[DIRECTIONS FOR THIS TASK] Repeat the listing in full, exactly as it stands.

[SOURCE EXCERPT]
____
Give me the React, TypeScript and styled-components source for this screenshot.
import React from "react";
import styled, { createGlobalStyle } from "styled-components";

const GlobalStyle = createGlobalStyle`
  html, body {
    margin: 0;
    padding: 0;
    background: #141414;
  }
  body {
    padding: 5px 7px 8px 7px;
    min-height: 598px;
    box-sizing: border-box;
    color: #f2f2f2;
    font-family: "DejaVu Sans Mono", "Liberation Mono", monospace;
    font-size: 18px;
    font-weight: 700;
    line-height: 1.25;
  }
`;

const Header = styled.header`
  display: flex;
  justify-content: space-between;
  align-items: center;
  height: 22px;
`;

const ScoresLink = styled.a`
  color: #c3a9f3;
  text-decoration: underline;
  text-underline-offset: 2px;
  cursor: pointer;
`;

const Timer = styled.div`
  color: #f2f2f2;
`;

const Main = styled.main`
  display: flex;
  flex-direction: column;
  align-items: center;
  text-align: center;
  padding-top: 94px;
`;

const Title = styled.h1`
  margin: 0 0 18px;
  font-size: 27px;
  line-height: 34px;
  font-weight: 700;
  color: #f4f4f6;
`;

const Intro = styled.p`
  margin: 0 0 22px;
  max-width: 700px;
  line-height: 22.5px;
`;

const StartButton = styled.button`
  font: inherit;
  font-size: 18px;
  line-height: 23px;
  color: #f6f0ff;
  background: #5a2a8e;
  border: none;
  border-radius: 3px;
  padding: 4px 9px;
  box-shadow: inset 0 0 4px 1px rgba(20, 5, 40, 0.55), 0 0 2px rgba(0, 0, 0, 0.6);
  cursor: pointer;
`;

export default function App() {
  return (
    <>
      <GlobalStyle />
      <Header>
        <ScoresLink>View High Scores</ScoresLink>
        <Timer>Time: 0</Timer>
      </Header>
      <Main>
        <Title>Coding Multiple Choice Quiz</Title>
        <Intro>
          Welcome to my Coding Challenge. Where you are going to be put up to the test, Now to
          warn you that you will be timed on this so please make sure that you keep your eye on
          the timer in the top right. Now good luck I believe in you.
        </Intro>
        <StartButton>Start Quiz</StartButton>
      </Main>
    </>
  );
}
____
[EXPECTED ANSWER]
Give me the React, TypeScript and styled-components source for this screenshot.
import React from "react";
import styled, { createGlobalStyle } from "styled-components";

const GlobalStyle = createGlobalStyle`
  html, body {
    margin: 0;
    padding: 0;
    background: #141414;
  }
  body {
    padding: 5px 7px 8px 7px;
    min-height: 598px;
    box-sizing: border-box;
    color: #f2f2f2;
    font-family: "DejaVu Sans Mono", "Liberation Mono", monospace;
    font-size: 18px;
    font-weight: 700;
    line-height: 1.25;
  }
`;

const Header = styled.header`
  display: flex;
  justify-content: space-between;
  align-items: center;
  height: 22px;
`;

const ScoresLink = styled.a`
  color: #c3a9f3;
  text-decoration: underline;
  text-underline-offset: 2px;
  cursor: pointer;
`;

const Timer = styled.div`
  color: #f2f2f2;
`;

const Main = styled.main`
  display: flex;
  flex-direction: column;
  align-items: center;
  text-align: center;
  padding-top: 94px;
`;

const Title = styled.h1`
  margin: 0 0 18px;
  font-size: 27px;
  line-height: 34px;
  font-weight: 700;
  color: #f4f4f6;
`;

const Intro = styled.p`
  margin: 0 0 22px;
  max-width: 700px;
  line-height: 22.5px;
`;

const StartButton = styled.button`
  font: inherit;
  font-size: 18px;
  line-height: 23px;
  color: #f6f0ff;
  background: #5a2a8e;
  border: none;
  border-radius: 3px;
  padding: 4px 9px;
  box-shadow: inset 0 0 4px 1px rgba(20, 5, 40, 0.55), 0 0 2px rgba(0, 0, 0, 0.6);
  cursor: pointer;
`;

export default function App() {
  return (
    <>
      <GlobalStyle />
      <Header>
        <ScoresLink>View High Scores</ScoresLink>
        <Timer>Time: 0</Timer>
      </Header>
      <Main>
        <Title>Coding Multiple Choice Quiz</Title>
        <Intro>
          Welcome to my Coding Challenge. Where you are going to be put up to the test, Now to
          warn you that you will be timed on this so please make sure that you keep your eye on
          the timer in the top right. Now good luck I believe in you.
        </Intro>
        <StartButton>Start Quiz</StartButton>
      </Main>
    </>
  );
}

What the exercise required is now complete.